A fé na bomba. É impossível, em nossa demasiada humanidade, não nos torturarmos pela fé que desenvolvemos pela violência. Através dela, dessa violência sem limites, é que exploramos o mundo e crucificamos os seres humanos. A violência exacerbada nos leva adiante, seja ela estética ou nuclear. O destino da humanidade está intrinsicamente ligado a essa violenta manifestação de intolerância e estupidez. Somos, inegavelmente, filhos de uma bomba eterna, sempre prestes a explodir e arrancar nossos crânios, e é por isso que eu vos digo que a única saída para essa encruzilhada é crer que, contra todos os pacifistas que carregam flores nos lábios, a arte possa ser essa bomba. Mais especificamente: o teatro é uma bomba atômica e a próxima guerra a ser travada pelo homem terá um palco enquanto cenário.
O teatro é uma bomba atômica e a próxima guerra a ser travada pelo homem terá um palco enquanto cenário.
Glauber Rocha, brasileiro máximo a quem bato cabeça diariamente, disse que é função do artista violentar. É preciso entender que a função a qual o cineasta baiano se refere deve ser entendida, no contexto dessas frases disconexas, enquanto dever. Esse dever, misto de amor e imposição segundo Goethe, é que move os artistas a criarem. Se a saída para a banalização da criação está na violencia com a qual o artista tira o espectador de seu lugar comum, é possível que a arte possa substituir a bomba atômica nos rumos da humanindade. A fé que temos na bomba, na violência do ato de bombardear, deve ser entendida enquanto fé em uma violência produtiva, que altera a sensibilidade humana a ponto de fazê-la levantar e se posicionar diante do mundo.

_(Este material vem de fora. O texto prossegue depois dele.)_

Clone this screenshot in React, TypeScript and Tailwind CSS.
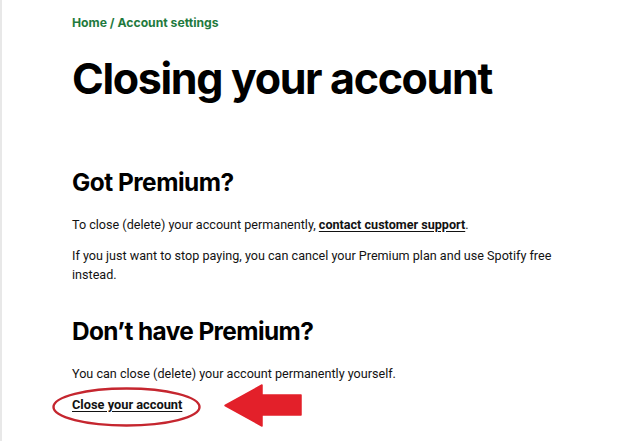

Uma fé que arde, que mata aquilo que somos para nos possibilitar uma reinvenção de nós mesmos. Uma fé que brota não do ódio, mas da paixão que carregamos pelos nossos semelhantes. O poder radioativo pode ser substituído pelo poder afetivo, e a destruição de um bombardeio deve ser entendida enquanto a reconstrução de um homem que desaprendeu a se reinventar. A escolha é simples: ou vivemos reféns de uma terceira guerra mundial que pode nunca acontecer ou simplesmente nos dedicamos a uma inédita orgia transcendental, perdoem o termo piegas, que pode nos levar para um novo mundo: um mundo possível, a ser desbravado e erguido através da sensibilidade.

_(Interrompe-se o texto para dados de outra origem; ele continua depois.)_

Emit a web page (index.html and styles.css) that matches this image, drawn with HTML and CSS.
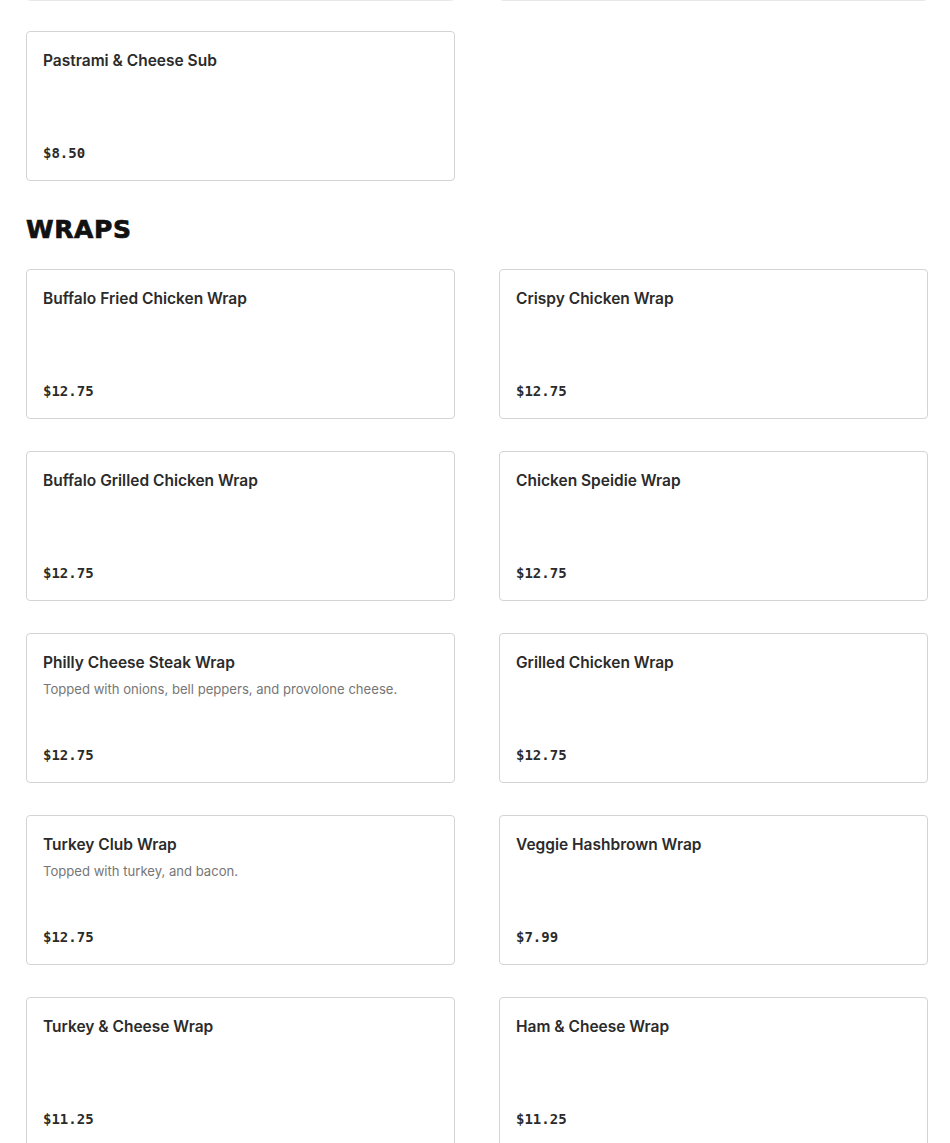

Os freios continuam, sim, no mesmo lugar mas, diferente do que pensava Miller, é possível que nós simplesmente não queiramos mais saber sobre os funcionamentos desses freios e aceitemos que a vida é uma descida ladeira abaixo e que, se não existem meios de se parar o eterno girar desse mundo, nós estamos dispostos a ultrapassar os limites de velocidade a que fomos submetidos. Não nos interessam mais as paradas forçadas, queremos acelerar até que não reconheçamos mais quem somos, ou fomos, nessa auto-estrada do espírito.

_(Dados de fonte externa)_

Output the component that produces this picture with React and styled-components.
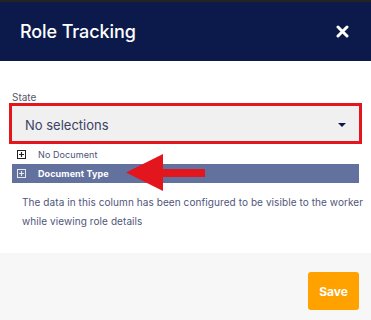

Segundo Rimbaud, “O primeiro estudo de quem aspira a ser poeta é o conhecimento total de si mesmo; buscar sua alma, inspecioná-la, experimentá-la, conhecê-la. Assim que a sabe deve cultivá-la. (…) Trata-se de tornar a alma monstruosa.” A monstruosidade da alma do poeta é a chave. Estamos fatigados de bons moços nas artes, satisfeitos com seus prêmios que insuflam a alma e empobrecem o espírito. Não aceitaremos mais esses suspeitosos maridos postos em dramas de costumes. Eternos amantes de um teatro de senhoras que sempre diz não. A partir de hoje o teatro deve ser tudo ou nada, onde há a ausência de quaisquer valores, de qualquer desejo, é possível criar uma nova condição de vida e, consequentemente, de arte.
A vidência misturada à errância coletiva pode nos transportar para uma nova possibilidade de coexistência. Renegaremos as catequeses estéticas com o olhar mirado na garganta dessa deusa que nos nega um simples sorriso. Há o estouro de um mundo novo, um mundo apocalíptico que se despedaça em nossa face desfigurada pela força nuclear da impossibilidade.
Entre o pálido front que resiste sem se reinventar e a milenar opressão dos canalhas que teimam em nos suicidar, escolho o palco que se precipita diante de meus olhos. É nele que guardo todas as esperanças dessa vida vadia. É através de seus cantos escuros que, sem medo, torno-me um vidente diante do mundo. Que nossas mãos, e porque não nossos futuros, sejam desbravados por esse barco bêbado que nos leva ao mar da eternidade.